§ **Task to complete**
Select, from the material below, each line with "this" in it.

§ **Record list**

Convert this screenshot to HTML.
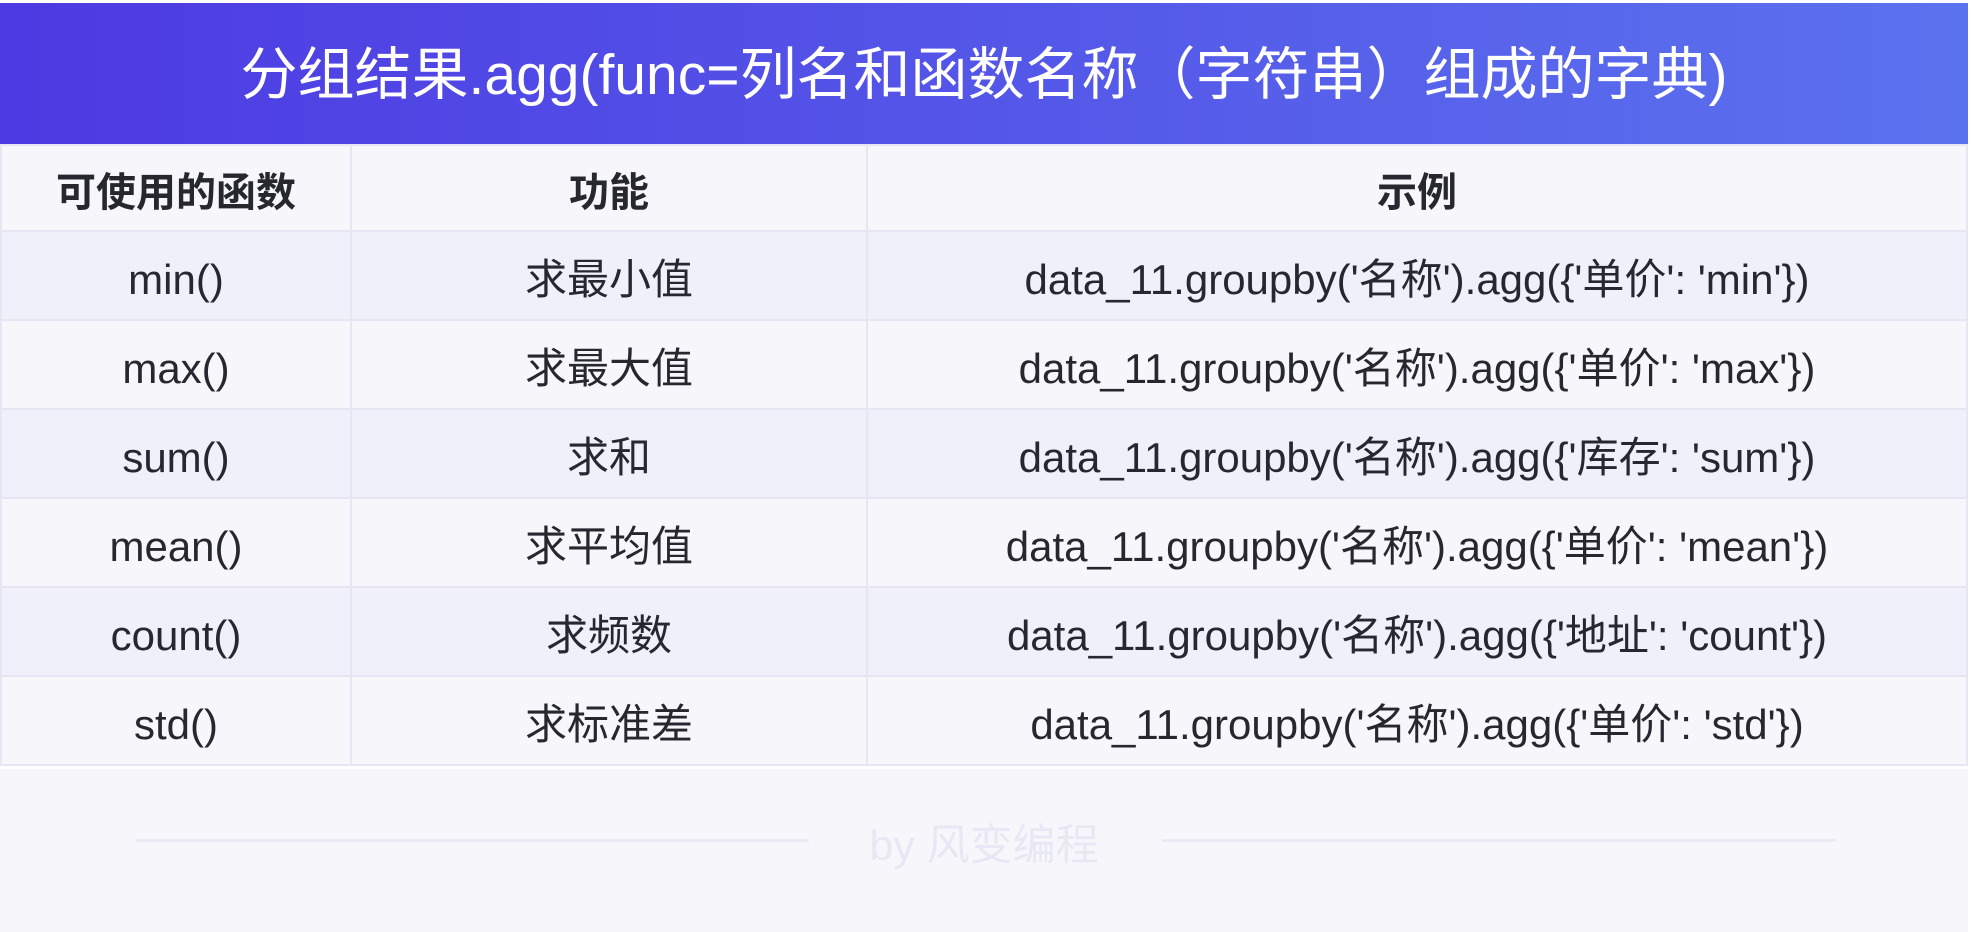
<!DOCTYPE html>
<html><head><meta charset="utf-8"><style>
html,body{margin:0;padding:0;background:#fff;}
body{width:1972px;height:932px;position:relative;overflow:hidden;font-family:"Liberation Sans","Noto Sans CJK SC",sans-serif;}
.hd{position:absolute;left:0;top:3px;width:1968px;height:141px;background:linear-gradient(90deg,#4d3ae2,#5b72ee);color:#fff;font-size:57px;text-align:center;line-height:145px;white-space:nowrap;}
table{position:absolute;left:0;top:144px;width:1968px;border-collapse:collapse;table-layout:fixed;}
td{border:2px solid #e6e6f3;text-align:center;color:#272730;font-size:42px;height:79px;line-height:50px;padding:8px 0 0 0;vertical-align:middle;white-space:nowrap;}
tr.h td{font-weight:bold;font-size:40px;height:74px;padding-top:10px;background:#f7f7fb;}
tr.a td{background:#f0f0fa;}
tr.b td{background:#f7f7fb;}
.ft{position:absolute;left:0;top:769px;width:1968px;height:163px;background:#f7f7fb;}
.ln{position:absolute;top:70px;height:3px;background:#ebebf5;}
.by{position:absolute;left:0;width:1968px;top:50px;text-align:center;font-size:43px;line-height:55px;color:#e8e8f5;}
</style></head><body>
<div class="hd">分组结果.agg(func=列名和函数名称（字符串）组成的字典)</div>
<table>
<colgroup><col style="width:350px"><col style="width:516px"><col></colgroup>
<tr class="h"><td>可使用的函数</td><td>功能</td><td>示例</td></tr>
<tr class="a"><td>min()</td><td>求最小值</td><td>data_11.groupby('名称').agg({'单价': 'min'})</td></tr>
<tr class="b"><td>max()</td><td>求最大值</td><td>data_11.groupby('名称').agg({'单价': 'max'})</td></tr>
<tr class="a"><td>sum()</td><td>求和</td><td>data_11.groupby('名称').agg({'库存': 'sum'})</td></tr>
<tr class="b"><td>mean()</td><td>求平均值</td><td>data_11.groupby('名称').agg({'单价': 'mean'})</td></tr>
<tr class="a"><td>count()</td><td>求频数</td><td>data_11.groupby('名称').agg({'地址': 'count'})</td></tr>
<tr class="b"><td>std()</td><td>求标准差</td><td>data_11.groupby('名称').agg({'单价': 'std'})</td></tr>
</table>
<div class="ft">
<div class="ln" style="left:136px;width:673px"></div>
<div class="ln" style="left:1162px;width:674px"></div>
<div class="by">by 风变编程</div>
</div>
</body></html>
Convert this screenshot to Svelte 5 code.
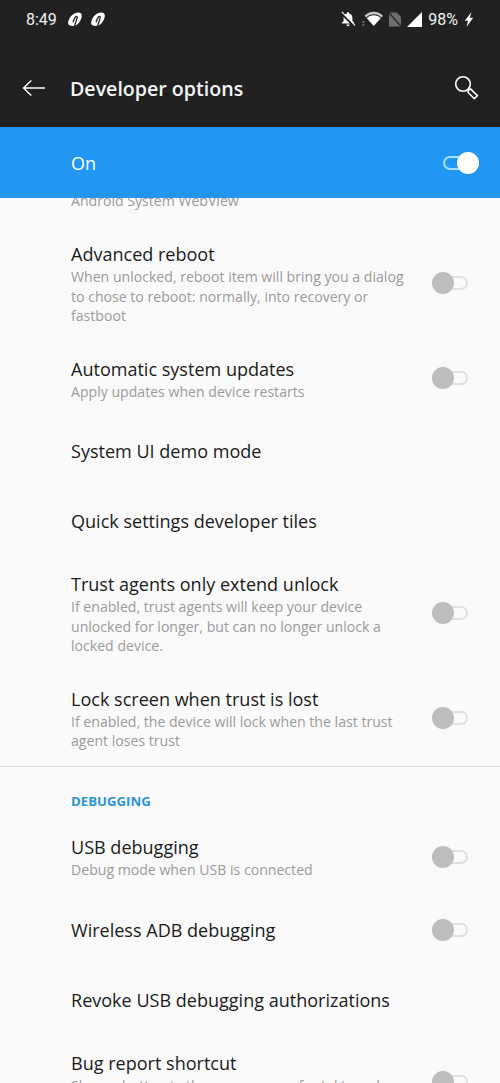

§ **In response**
Convert this screenshot to HTML.
Convert this screenshot to Svelte 5 code.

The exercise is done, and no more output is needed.